Task directions: Locate the string "components" throughout the material and copy every line in which it occurs.

• • •

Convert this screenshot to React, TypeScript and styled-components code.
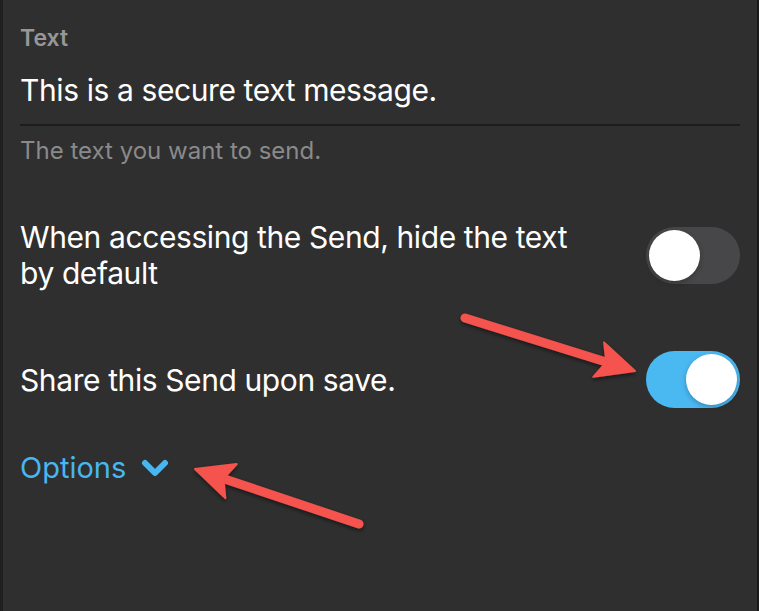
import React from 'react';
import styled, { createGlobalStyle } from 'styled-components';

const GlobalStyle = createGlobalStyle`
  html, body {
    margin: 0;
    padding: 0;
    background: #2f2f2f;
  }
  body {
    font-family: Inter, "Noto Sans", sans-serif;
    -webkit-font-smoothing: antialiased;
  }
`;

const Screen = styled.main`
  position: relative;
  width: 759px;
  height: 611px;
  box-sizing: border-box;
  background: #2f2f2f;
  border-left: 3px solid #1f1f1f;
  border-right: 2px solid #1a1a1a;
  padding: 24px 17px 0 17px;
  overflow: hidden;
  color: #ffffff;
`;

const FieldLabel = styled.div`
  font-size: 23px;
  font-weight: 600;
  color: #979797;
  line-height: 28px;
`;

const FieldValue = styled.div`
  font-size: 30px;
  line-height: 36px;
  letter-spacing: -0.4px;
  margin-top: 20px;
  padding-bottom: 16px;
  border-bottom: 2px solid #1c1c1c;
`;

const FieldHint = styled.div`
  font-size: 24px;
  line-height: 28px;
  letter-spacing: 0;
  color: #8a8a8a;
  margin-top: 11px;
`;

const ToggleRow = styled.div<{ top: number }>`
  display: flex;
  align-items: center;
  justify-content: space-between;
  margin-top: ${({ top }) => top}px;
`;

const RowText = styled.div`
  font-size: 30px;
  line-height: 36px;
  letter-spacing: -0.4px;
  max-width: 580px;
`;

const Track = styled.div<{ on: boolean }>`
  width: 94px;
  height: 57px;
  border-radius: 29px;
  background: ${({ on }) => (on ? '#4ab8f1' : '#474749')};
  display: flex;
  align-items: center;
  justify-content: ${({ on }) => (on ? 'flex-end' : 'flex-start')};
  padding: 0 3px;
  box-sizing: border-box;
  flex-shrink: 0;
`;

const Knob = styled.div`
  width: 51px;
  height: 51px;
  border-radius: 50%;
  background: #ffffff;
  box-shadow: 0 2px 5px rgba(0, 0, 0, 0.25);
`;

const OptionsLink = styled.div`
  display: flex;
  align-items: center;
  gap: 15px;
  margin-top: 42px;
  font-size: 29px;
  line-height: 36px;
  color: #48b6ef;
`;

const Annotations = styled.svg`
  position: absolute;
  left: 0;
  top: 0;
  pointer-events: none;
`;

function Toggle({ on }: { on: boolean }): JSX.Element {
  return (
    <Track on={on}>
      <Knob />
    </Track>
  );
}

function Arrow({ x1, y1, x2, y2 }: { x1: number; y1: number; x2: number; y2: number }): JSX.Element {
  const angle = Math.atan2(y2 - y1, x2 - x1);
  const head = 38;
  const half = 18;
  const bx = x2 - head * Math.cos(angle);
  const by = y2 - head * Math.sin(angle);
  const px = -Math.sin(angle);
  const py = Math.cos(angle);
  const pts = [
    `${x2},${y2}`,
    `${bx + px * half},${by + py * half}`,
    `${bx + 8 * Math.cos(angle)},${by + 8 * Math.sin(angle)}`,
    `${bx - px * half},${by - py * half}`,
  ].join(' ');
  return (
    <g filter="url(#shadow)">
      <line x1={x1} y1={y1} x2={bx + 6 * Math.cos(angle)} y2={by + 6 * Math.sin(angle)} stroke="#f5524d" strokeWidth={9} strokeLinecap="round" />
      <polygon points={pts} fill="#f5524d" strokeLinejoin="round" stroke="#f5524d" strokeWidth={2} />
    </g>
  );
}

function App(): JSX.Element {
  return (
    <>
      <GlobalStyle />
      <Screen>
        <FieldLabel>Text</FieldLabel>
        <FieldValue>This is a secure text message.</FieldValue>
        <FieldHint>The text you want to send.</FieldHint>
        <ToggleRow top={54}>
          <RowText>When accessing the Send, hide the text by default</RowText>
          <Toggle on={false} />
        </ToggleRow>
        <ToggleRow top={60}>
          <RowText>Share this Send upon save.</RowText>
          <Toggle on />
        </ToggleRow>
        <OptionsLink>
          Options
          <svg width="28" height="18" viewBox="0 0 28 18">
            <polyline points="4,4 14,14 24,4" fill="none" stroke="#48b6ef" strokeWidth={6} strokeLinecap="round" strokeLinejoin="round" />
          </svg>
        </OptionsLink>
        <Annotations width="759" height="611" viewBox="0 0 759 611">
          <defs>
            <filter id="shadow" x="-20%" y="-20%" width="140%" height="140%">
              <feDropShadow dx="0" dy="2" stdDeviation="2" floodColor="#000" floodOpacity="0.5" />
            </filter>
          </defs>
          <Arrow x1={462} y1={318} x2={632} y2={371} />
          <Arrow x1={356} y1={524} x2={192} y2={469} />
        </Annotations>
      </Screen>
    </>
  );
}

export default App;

• • •

Problem solution:
Convert this screenshot to React, TypeScript and styled-components code.
import styled, { createGlobalStyle } from 'styled-components';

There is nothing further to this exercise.